» Supplied data:

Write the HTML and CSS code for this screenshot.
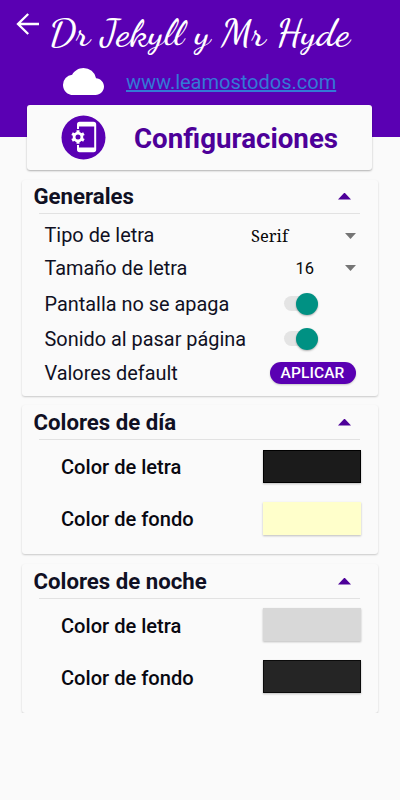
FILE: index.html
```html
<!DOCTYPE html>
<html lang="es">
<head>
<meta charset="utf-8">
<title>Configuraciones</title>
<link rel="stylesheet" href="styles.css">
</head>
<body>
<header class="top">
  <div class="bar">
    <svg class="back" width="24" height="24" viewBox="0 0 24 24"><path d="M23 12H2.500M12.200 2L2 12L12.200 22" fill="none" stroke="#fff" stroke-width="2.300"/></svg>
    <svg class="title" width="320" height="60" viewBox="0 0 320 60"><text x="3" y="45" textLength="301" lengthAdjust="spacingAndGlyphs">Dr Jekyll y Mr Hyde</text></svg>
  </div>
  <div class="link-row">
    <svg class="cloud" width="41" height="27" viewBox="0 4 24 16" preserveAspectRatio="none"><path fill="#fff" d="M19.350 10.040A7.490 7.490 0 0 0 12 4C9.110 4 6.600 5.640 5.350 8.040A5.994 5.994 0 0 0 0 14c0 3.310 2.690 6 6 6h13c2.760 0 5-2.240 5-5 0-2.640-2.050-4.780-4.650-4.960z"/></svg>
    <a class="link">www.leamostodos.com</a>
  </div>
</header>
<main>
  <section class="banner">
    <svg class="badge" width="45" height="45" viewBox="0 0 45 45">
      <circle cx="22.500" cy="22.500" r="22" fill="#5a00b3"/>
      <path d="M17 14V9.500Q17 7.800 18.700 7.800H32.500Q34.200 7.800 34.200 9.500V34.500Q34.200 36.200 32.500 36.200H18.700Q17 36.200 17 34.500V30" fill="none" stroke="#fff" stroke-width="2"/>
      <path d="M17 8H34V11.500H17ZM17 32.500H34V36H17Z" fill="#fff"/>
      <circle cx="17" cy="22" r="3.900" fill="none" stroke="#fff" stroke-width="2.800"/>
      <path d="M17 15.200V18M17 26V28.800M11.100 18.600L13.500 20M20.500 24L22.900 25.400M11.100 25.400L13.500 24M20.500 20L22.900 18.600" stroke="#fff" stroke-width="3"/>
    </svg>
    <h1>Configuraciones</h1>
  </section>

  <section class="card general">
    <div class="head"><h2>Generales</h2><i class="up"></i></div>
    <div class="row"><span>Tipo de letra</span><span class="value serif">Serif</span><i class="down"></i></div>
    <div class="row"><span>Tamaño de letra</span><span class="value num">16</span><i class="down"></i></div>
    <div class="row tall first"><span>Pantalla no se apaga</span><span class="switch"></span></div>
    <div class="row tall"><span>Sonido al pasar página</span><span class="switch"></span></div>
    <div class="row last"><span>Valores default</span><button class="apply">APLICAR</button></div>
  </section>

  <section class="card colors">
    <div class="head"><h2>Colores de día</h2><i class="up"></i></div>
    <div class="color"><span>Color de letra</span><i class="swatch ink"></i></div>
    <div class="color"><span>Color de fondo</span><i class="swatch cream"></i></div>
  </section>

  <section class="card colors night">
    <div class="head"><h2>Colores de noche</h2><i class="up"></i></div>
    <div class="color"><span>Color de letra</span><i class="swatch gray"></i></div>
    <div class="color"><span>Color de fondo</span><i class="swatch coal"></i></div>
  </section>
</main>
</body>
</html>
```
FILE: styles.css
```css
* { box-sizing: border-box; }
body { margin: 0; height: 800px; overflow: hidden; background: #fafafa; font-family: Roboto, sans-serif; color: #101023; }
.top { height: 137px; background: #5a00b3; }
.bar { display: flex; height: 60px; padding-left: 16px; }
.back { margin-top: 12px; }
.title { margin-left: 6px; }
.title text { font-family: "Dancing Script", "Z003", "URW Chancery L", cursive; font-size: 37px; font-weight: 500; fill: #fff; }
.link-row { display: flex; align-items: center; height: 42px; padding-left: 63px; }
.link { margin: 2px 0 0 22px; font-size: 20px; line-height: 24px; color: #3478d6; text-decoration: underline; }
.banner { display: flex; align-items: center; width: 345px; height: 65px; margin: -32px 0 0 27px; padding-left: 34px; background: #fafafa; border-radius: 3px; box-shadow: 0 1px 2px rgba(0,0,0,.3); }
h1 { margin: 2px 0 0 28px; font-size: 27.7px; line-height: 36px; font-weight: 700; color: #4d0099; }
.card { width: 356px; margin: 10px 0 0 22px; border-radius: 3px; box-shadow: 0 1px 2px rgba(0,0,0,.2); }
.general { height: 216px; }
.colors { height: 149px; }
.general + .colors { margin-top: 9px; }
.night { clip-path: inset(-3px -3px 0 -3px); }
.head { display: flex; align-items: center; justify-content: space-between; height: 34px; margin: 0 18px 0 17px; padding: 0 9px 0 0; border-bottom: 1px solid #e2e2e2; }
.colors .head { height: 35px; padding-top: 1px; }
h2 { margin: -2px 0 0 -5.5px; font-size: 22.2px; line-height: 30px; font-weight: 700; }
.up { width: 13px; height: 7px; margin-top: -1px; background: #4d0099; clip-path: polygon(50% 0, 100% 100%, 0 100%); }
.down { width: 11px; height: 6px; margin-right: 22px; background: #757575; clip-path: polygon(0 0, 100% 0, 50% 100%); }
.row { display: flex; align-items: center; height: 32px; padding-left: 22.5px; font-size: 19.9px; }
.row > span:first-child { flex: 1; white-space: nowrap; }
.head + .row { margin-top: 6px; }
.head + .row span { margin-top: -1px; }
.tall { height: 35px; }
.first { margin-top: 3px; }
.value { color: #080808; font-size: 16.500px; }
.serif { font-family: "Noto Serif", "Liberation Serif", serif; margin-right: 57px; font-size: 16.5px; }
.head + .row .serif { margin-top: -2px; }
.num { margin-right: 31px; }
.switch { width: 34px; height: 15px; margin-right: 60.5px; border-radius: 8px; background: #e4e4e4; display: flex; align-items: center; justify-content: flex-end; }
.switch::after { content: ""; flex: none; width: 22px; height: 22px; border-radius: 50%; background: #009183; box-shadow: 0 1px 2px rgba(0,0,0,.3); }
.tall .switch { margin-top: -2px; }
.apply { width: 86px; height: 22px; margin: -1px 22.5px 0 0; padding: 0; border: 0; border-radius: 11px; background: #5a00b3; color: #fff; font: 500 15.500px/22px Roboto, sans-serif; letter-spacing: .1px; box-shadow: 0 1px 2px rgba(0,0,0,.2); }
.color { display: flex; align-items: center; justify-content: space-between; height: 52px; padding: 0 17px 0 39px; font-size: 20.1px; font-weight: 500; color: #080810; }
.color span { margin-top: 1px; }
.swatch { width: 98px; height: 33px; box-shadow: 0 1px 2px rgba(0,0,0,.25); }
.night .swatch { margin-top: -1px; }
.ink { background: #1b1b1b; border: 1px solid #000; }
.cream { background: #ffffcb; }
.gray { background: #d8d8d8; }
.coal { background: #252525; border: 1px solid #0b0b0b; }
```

» Problem to solve:
Copy out all the data exactly; skip the pictures.

» Expected output:
Write the HTML and CSS code for this screenshot.
FILE: index.html
```html
<!DOCTYPE html>
<html lang="es">
<head>
<meta charset="utf-8">
<title>Configuraciones</title>
<link rel="stylesheet" href="styles.css">
</head>
<body>
<header class="top">
  <div class="bar">
    <svg class="back" width="24" height="24" viewBox="0 0 24 24"><path d="M23 12H2.500M12.200 2L2 12L12.200 22" fill="none" stroke="#fff" stroke-width="2.300"/></svg>
    <svg class="title" width="320" height="60" viewBox="0 0 320 60"><text x="3" y="45" textLength="301" lengthAdjust="spacingAndGlyphs">Dr Jekyll y Mr Hyde</text></svg>
  </div>
  <div class="link-row">
    <svg class="cloud" width="41" height="27" viewBox="0 4 24 16" preserveAspectRatio="none"><path fill="#fff" d="M19.350 10.040A7.490 7.490 0 0 0 12 4C9.110 4 6.600 5.640 5.350 8.040A5.994 5.994 0 0 0 0 14c0 3.310 2.690 6 6 6h13c2.760 0 5-2.240 5-5 0-2.640-2.050-4.780-4.650-4.960z"/></svg>
    <a class="link">www.leamostodos.com</a>
  </div>
</header>
<main>
  <section class="banner">
    <svg class="badge" width="45" height="45" viewBox="0 0 45 45">
      <circle cx="22.500" cy="22.500" r="22" fill="#5a00b3"/>
      <path d="M17 14V9.500Q17 7.800 18.700 7.800H32.500Q34.200 7.800 34.200 9.500V34.500Q34.200 36.200 32.500 36.200H18.700Q17 36.200 17 34.500V30" fill="none" stroke="#fff" stroke-width="2"/>
      <path d="M17 8H34V11.500H17ZM17 32.500H34V36H17Z" fill="#fff"/>
      <circle cx="17" cy="22" r="3.900" fill="none" stroke="#fff" stroke-width="2.800"/>
      <path d="M17 15.200V18M17 26V28.800M11.100 18.600L13.500 20M20.500 24L22.900 25.400M11.100 25.400L13.500 24M20.500 20L22.900 18.600" stroke="#fff" stroke-width="3"/>
    </svg>
    <h1>Configuraciones</h1>
  </section>

  <section class="card general">
    <div class="head"><h2>Generales</h2><i class="up"></i></div>
    <div class="row"><span>Tipo de letra</span><span class="value serif">Serif</span><i class="down"></i></div>
    <div class="row"><span>Tamaño de letra</span><span class="value num">16</span><i class="down"></i></div>
    <div class="row tall first"><span>Pantalla no se apaga</span><span class="switch"></span></div>
    <div class="row tall"><span>Sonido al pasar página</span><span class="switch"></span></div>
    <div class="row last"><span>Valores default</span><button class="apply">APLICAR</button></div>
  </section>

  <section class="card colors">
    <div class="head"><h2>Colores de día</h2><i class="up"></i></div>
    <div class="color"><span>Color de letra</span><i class="swatch ink"></i></div>
    <div class="color"><span>Color de fondo</span><i class="swatch cream"></i></div>
  </section>

  <section class="card colors night">
    <div class="head"><h2>Colores de noche</h2><i class="up"></i></div>
    <div class="color"><span>Color de letra</span><i class="swatch gray"></i></div>
    <div class="color"><span>Color de fondo</span><i class="swatch coal"></i></div>
  </section>
</main>
</body>
</html>
```
FILE: styles.css
```css
* { box-sizing: border-box; }
body { margin: 0; height: 800px; overflow: hidden; background: #fafafa; font-family: Roboto, sans-serif; color: #101023; }
.top { height: 137px; background: #5a00b3; }
.bar { display: flex; height: 60px; padding-left: 16px; }
.back { margin-top: 12px; }
.title { margin-left: 6px; }
.title text { font-family: "Dancing Script", "Z003", "URW Chancery L", cursive; font-size: 37px; font-weight: 500; fill: #fff; }
.link-row { display: flex; align-items: center; height: 42px; padding-left: 63px; }
.link { margin: 2px 0 0 22px; font-size: 20px; line-height: 24px; color: #3478d6; text-decoration: underline; }
.banner { display: flex; align-items: center; width: 345px; height: 65px; margin: -32px 0 0 27px; padding-left: 34px; background: #fafafa; border-radius: 3px; box-shadow: 0 1px 2px rgba(0,0,0,.3); }
h1 { margin: 2px 0 0 28px; font-size: 27.7px; line-height: 36px; font-weight: 700; color: #4d0099; }
.card { width: 356px; margin: 10px 0 0 22px; border-radius: 3px; box-shadow: 0 1px 2px rgba(0,0,0,.2); }
.general { height: 216px; }
.colors { height: 149px; }
.general + .colors { margin-top: 9px; }
.night { clip-path: inset(-3px -3px 0 -3px); }
.head { display: flex; align-items: center; justify-content: space-between; height: 34px; margin: 0 18px 0 17px; padding: 0 9px 0 0; border-bottom: 1px solid #e2e2e2; }
.colors .head { height: 35px; padding-top: 1px; }
h2 { margin: -2px 0 0 -5.5px; font-size: 22.2px; line-height: 30px; font-weight: 700; }
.up { width: 13px; height: 7px; margin-top: -1px; background: #4d0099; clip-path: polygon(50% 0, 100% 100%, 0 100%); }
.down { width: 11px; height: 6px; margin-right: 22px; background: #757575; clip-path: polygon(0 0, 100% 0, 50% 100%); }
.row { display: flex; align-items: center; height: 32px; padding-left: 22.5px; font-size: 19.9px; }
.row > span:first-child { flex: 1; white-space: nowrap; }
.head + .row { margin-top: 6px; }
.head + .row span { margin-top: -1px; }
.tall { height: 35px; }
.first { margin-top: 3px; }
.value { color: #080808; font-size: 16.500px; }
.serif { font-family: "Noto Serif", "Liberation Serif", serif; margin-right: 57px; font-size: 16.5px; }
.head + .row .serif { margin-top: -2px; }
.num { margin-right: 31px; }
.switch { width: 34px; height: 15px; margin-right: 60.5px; border-radius: 8px; background: #e4e4e4; display: flex; align-items: center; justify-content: flex-end; }
.switch::after { content: ""; flex: none; width: 22px; height: 22px; border-radius: 50%; background: #009183; box-shadow: 0 1px 2px rgba(0,0,0,.3); }
.tall .switch { margin-top: -2px; }
.apply { width: 86px; height: 22px; margin: -1px 22.5px 0 0; padding: 0; border: 0; border-radius: 11px; background: #5a00b3; color: #fff; font: 500 15.500px/22px Roboto, sans-serif; letter-spacing: .1px; box-shadow: 0 1px 2px rgba(0,0,0,.2); }
.color { display: flex; align-items: center; justify-content: space-between; height: 52px; padding: 0 17px 0 39px; font-size: 20.1px; font-weight: 500; color: #080810; }
.color span { margin-top: 1px; }
.swatch { width: 98px; height: 33px; box-shadow: 0 1px 2px rgba(0,0,0,.25); }
.night .swatch { margin-top: -1px; }
.ink { background: #1b1b1b; border: 1px solid #000; }
.cream { background: #ffffcb; }
.gray { background: #d8d8d8; }
.coal { background: #252525; border: 1px solid #0b0b0b; }
```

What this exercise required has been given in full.